Can Snowflake track data lineage on its own?

Snowflake tracks column-level lineage inside the platform through the ACCESS_HISTORY view, which records the direct and base objects each query touches. Teams can reconstruct how a column was populated and trace dependencies between Snowflake objects without an external tool. What Snowflake does not track is lineage across tools outside the warehouse, such as BI dashboards, data pipelines, and ML feature stores. For full end-to-end lineage across the data stack, you need a catalog or metadata platform that ingests Snowflake lineage alongside metadata from your other tools.

What are the best practices for Snowflake metadata management?

Five practices cover the majority of the work. Standardize naming across databases, schemas, and tables so teams agree on which object is authoritative. Match the access surface to the question by using INFORMATION_SCHEMA for real-time state and ACCOUNT_USAGE for historical work. Mine QUERY_HISTORY when warehouse costs spike. Build lineage from ACCESS_HISTORY rather than word of mouth, and extend it across tools with a catalog layer. Collate's Snowflake learning center has more on each pattern.

Does querying Snowflake metadata consume warehouse credits?

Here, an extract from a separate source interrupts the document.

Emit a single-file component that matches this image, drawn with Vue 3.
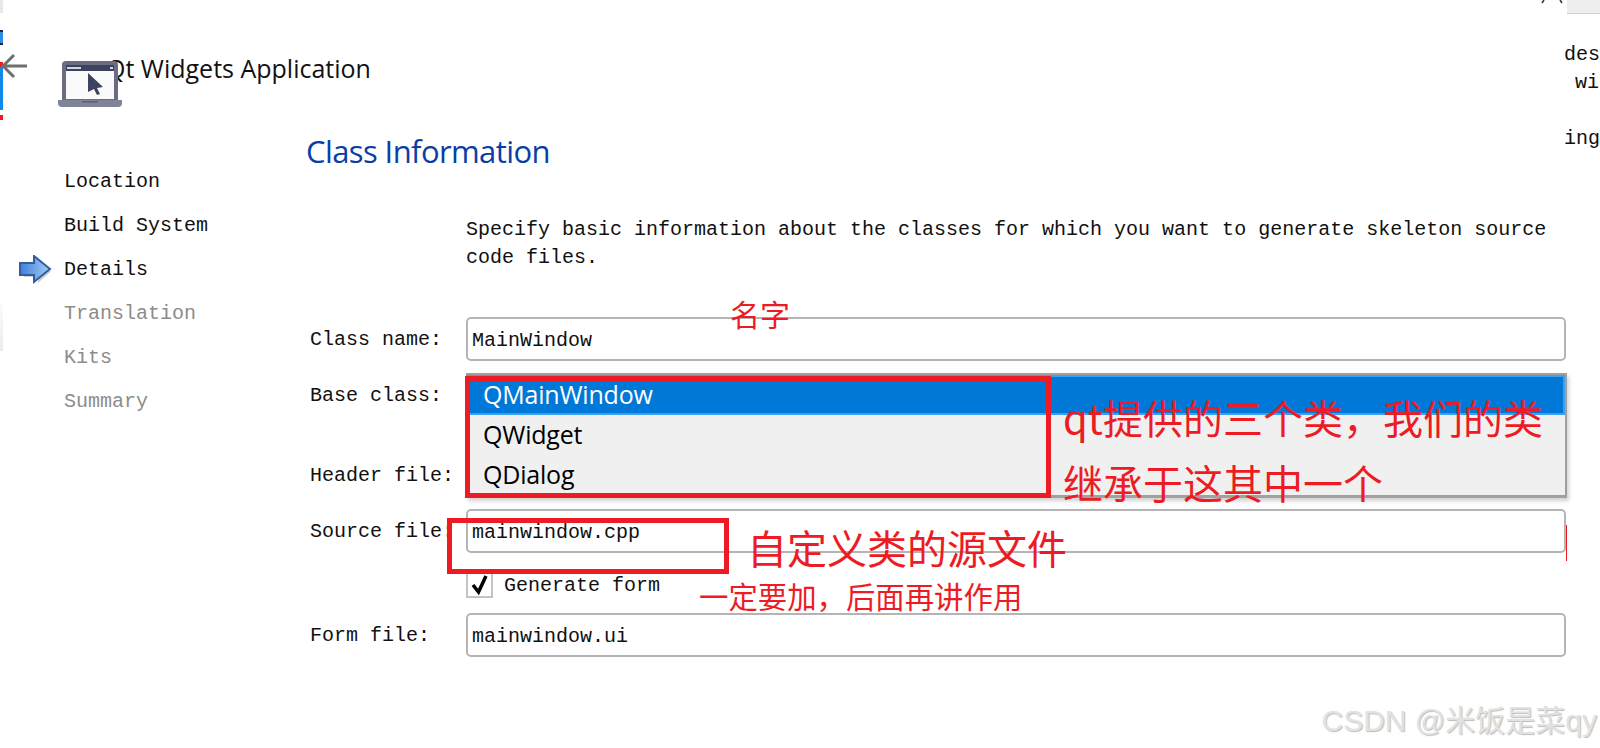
<script setup>
const steps = [
  { label: 'Location', state: 'done' },
  { label: 'Build System', state: 'done' },
  { label: 'Details', state: 'current' },
  { label: 'Translation', state: 'todo' },
  { label: 'Kits', state: 'todo' },
  { label: 'Summary', state: 'todo' },
]
const options = ['QMainWindow', 'QWidget', 'QDialog']
</script>

<template>
  <div class="page">
    <div class="edge-left">
      <i class="edge-gray"></i>
      <i class="edge-dark"></i>
      <i class="edge-blue"></i>
      <i class="edge-box"></i>
    </div>
    <div class="edge-right">
      <svg class="edge-ticks" width="22" height="4" viewBox="0 0 22 4" fill="none" stroke="#333" stroke-width="1.500">
        <path d="M1 3L3 0M19 0L21 3" />
      </svg>
      <i class="edge-bar"></i>
      <span class="edge-text t1">des</span>
      <span class="edge-text t2">wi</span>
      <span class="edge-text t3">ing</span>
    </div>
    <svg class="back" width="26" height="26" viewBox="0 0 26 26" fill="none" stroke="#6e6e6e" stroke-width="3">
      <path d="M2 13H26M13 2L2 13L13 24" />
    </svg>

    <header class="head">
      <h1 class="app-title">Qt Widgets Application</h1>
      <svg class="laptop" width="64" height="46" viewBox="0 0 64 46">
        <path d="M8 0H56a4 4 0 0 1 4 4V40H4V4a4 4 0 0 1 4-4Z" fill="#686d81" />
        <path d="M0 39H64V42a4 4 0 0 1-4 4H4a4 4 0 0 1-4-4Z" fill="#7f8397" />
        <rect x="8" y="5" width="48" height="33" fill="#fafafa" />
        <rect x="8" y="4" width="48" height="6" fill="#3d4260" />
        <rect x="9" y="6" width="14" height="2" fill="#d5d7de" />
        <rect x="52" y="6" width="3" height="2" fill="#d5d7de" />
        <path d="M30 12L45 26L39 27L42 33L39 34L36 28L30 31Z" fill="#3d4260" />
        <rect x="24" y="40" width="16" height="1.500" fill="#5d6176" />
      </svg>
    </header>

    <div class="body">
      <nav class="steps">
        <div v-for="s in steps" :key="s.label" class="step" :class="s.state">
          <svg v-if="s.state === 'current'" class="step-arrow" width="34" height="30" viewBox="0 0 34 30">
            <defs>
              <linearGradient id="arrowFill" x1="0" y1="0" x2="1" y2="0">
                <stop offset="0" stop-color="#3f80d8" />
                <stop offset="1" stop-color="#a6cbf5" />
              </linearGradient>
            </defs>
            <path d="M3 9H17V3L30 14.500L17 26V20H3Z" fill="#cfcfcf" transform="translate(2 2)" />
            <path d="M1 8H15V1L31 14L15 27V20H1Z" fill="url(#arrowFill)" stroke="#2f5f9f" stroke-width="2" />
          </svg>
          {{ s.label }}
        </div>
      </nav>

      <main class="content">
        <h2 class="section">Class Information</h2>
        <p class="intro">Specify basic information about the classes for which you want to generate skeleton source code files.</p>

        <div class="form">
          <label class="lbl r-name">Class name:</label>
          <div class="field r-name">MainWindow</div>

          <label class="lbl r-base">Base class:</label>

          <label class="lbl r-header">Header file:</label>

          <label class="lbl r-source">Source file:</label>
          <div class="field r-source">mainwindow.cpp</div>

          <div class="check-row r-check">
            <span class="check">
              <svg width="20" height="20" viewBox="0 0 20 20" fill="none" stroke="#000" stroke-width="3.500">
                <path d="M3 10L8.500 17L16 1" />
              </svg>
            </span>
            <span>Generate form</span>
          </div>

          <label class="lbl r-form">Form file:</label>
          <div class="field r-form">mainwindow.ui</div>

          <div class="popup">
            <div
              v-for="(o, i) in options"
              :key="o"
              class="opt"
              :class="{ sel: i === 0 }"
            >{{ o }}</div>
          </div>
        </div>
      </main>
    </div>

    <div class="note n-name">名字</div>
    <div class="note n-qt">qt提供的三个类，我们的类</div>
    <div class="note n-inherit">继承于这其中一个</div>
    <div class="note n-src">自定义类的源文件</div>
    <div class="note n-form">一定要加，后面再讲作用</div>
    <div class="mark m-classes"></div>
    <div class="mark m-source"></div>
    <i class="red-tick"></i>

    <div class="watermark">CSDN @米饭是菜qy</div>
  </div>
</template>

<style>
html, body { margin: 0; background: #fff; }
</style>

<style scoped>
.page {
  position: relative;
  width: 1600px;
  height: 748px;
  overflow: hidden;
  background: #fff;
  font-family: "Liberation Mono", "Noto Sans CJK SC", monospace;
  font-size: 20px;
  color: #111;
}

.head {
  position: relative;
  height: 130px;
  padding-left: 58px;
  box-sizing: border-box;
  display: flex;
  align-items: flex-start;
}
.app-title {
  margin: 50px 0 0 48px;
  font: 400 25px/36px "Open Sans", sans-serif;
  color: #111;
}
.laptop { position: absolute; left: 58px; top: 61px; }

.body { display: flex; }
.steps {
  width: 306px;
  flex: none;
  box-sizing: border-box;
  padding: 30px 0 0 64px;
}
.step {
  position: relative;
  height: 44px;
  line-height: 44px;
}
.step.todo { color: #8c8c8c; }
.step-arrow { position: absolute; left: -45px; top: 7px; }

.content { flex: 1; min-width: 0; padding-right: 34px; }
.section {
  margin: 0;
  font: 400 31px/42px "Open Sans", sans-serif;
  color: #0a3ea6;
  letter-spacing: -0.6px;
}
.intro {
  margin: 44px 0 0 160px;
  width: 1090px;
  line-height: 28px;
}

.form {
  position: relative;
  margin-top: 45px;
  display: grid;
  grid-template-columns: 160px 1fr;
  grid-template-rows: 44px 57px 80px 55px 60px 44px;
}
.lbl {
  grid-column: 1;
  align-self: end;
  padding-left: 4px;
  padding-top: 2px;
  box-sizing: border-box;
  height: 44px;
  line-height: 42px;
  white-space: pre;
}
.lbl.r-base, .lbl.r-header { padding-top: 1px; }
.r-name { grid-row: 1; }
.r-base { grid-row: 2; }
.r-header { grid-row: 3; }
.r-source { grid-row: 4; }
.r-check { grid-row: 5; }
.r-form { grid-row: 6; }

.field {
  grid-column: 2;
  align-self: end;
  box-sizing: border-box;
  height: 44px;
  border: 2px solid #b4b4b4;
  border-radius: 5px;
  padding-left: 4px;
  line-height: 44px;
  background: #fff;
}

.popup {
  position: absolute;
  left: 160px;
  right: -1px;
  top: 56px;
  box-sizing: border-box;
  border-top: 2px solid #a0a0a0;
  border-right: 2px solid #a0a0a0;
  border-bottom: 3px solid #a0a0a0;
  background: #f0f0f0;
  box-shadow: 2px 3px 4px rgba(0, 0, 0, 0.18);
  font: 400 25px/38px "Open Sans", sans-serif;
  color: #000;
}
.opt { padding-left: 17px; height: 40px; letter-spacing: -0.2px; }
.opt.sel {
  background: #0078d7;
  color: #fff;
  box-shadow: inset 0 -2px 0 #3aa0f2, inset -2px 0 0 #3aa0f2, inset 0 2px 0 #3aa0f2;
}

.check-row {
  grid-column: 2;
  display: flex;
  align-items: center;
  gap: 11px;
  align-self: start;
  height: 36px;
  margin-top: 14px;
}
.check {
  box-sizing: border-box;
  width: 27px;
  height: 26px;
  border: 2px solid #c4c4c4;
  display: flex;
  align-items: center;
  justify-content: center;
}

.note {
  position: absolute;
  font-family: "Noto Sans CJK SC", sans-serif;
  color: #ed1c24;
  white-space: nowrap;
  line-height: 1;
}
.n-name { left: 730px; top: 298px; font-size: 30px; }
.n-qt { left: 1063px; top: 397px; font-size: 40px; }
.n-inherit { left: 1063px; top: 462px; font-size: 40px; }
.n-src { left: 747px; top: 527px; font-size: 40px; }
.n-form { left: 699px; top: 581px; font-size: 29.400px; }

.mark {
  position: absolute;
  box-sizing: border-box;
  border: 5px solid #ed1c24;
}
.m-classes { left: 465px; top: 376px; width: 586px; height: 122px; }
.m-source { left: 447px; top: 518px; width: 282px; height: 56px; }
.red-tick {
  position: absolute;
  left: 1566px;
  top: 525px;
  width: 1px;
  height: 36px;
  background: #ed1c24;
}

.watermark {
  position: absolute;
  right: 3px;
  top: 703px;
  font: 400 30px/36px "Liberation Sans", "Noto Sans CJK SC", sans-serif;
  color: #e2e2e2;
  text-shadow: 1px 1px 1px #bdbdbd, -1px -1px 0 #fff;
  white-space: nowrap;
}

.edge-left i { position: absolute; left: 0; width: 3px; display: block; }
.edge-gray { top: 0; height: 13px; background: #e8e8e8; }
.edge-dark {
  top: 30px;
  height: 15px;
  background: linear-gradient(#1a2a4a 0 2px, #2f8ae0 2px 13px, #1a2a4a 13px);
}
.edge-blue {
  top: 62px;
  height: 58px;
  background: linear-gradient(#ed1c24 0 5px, #1089e8 5px 48px, #fff 48px 53px, #ed1c24 53px);
}
.edge-box { top: 303px; height: 48px; background: linear-gradient(#fafafa, #ececec); }
.back { position: absolute; left: 1px; top: 53px; }

.edge-ticks { position: absolute; left: 1541px; top: 0; }
.edge-bar {
  position: absolute;
  left: 1567px;
  top: 0;
  width: 33px;
  height: 13px;
  background: #eeeeee;
  border-bottom: 1px solid #cfcfcf;
  display: block;
}
.edge-text {
  position: absolute;
  white-space: pre;
  line-height: 28px;
  font-family: "Liberation Mono", monospace;
}
.t1 { left: 1564px; top: 41px; }
.t2 { left: 1575px; top: 69px; }
.t3 { left: 1564px; top: 125px; }
</style>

In most cases, yes. Queries against INFORMATION_SCHEMA and ACCOUNT_USAGE views run through a virtual warehouse and consume credits for as long as the warehouse is running. The practical difference is volume. INFORMATION_SCHEMA queries scan a single database and return fresh data at low compute cost. ACCOUNT_USAGE queries scan historical metadata across the entire account and typically use more compute. SHOW and DESCRIBE commands typically run without a warehouse, returning metadata from the cloud services layer at no warehouse credit cost. The rule of thumb is to reach for the lightest surface that answers your question.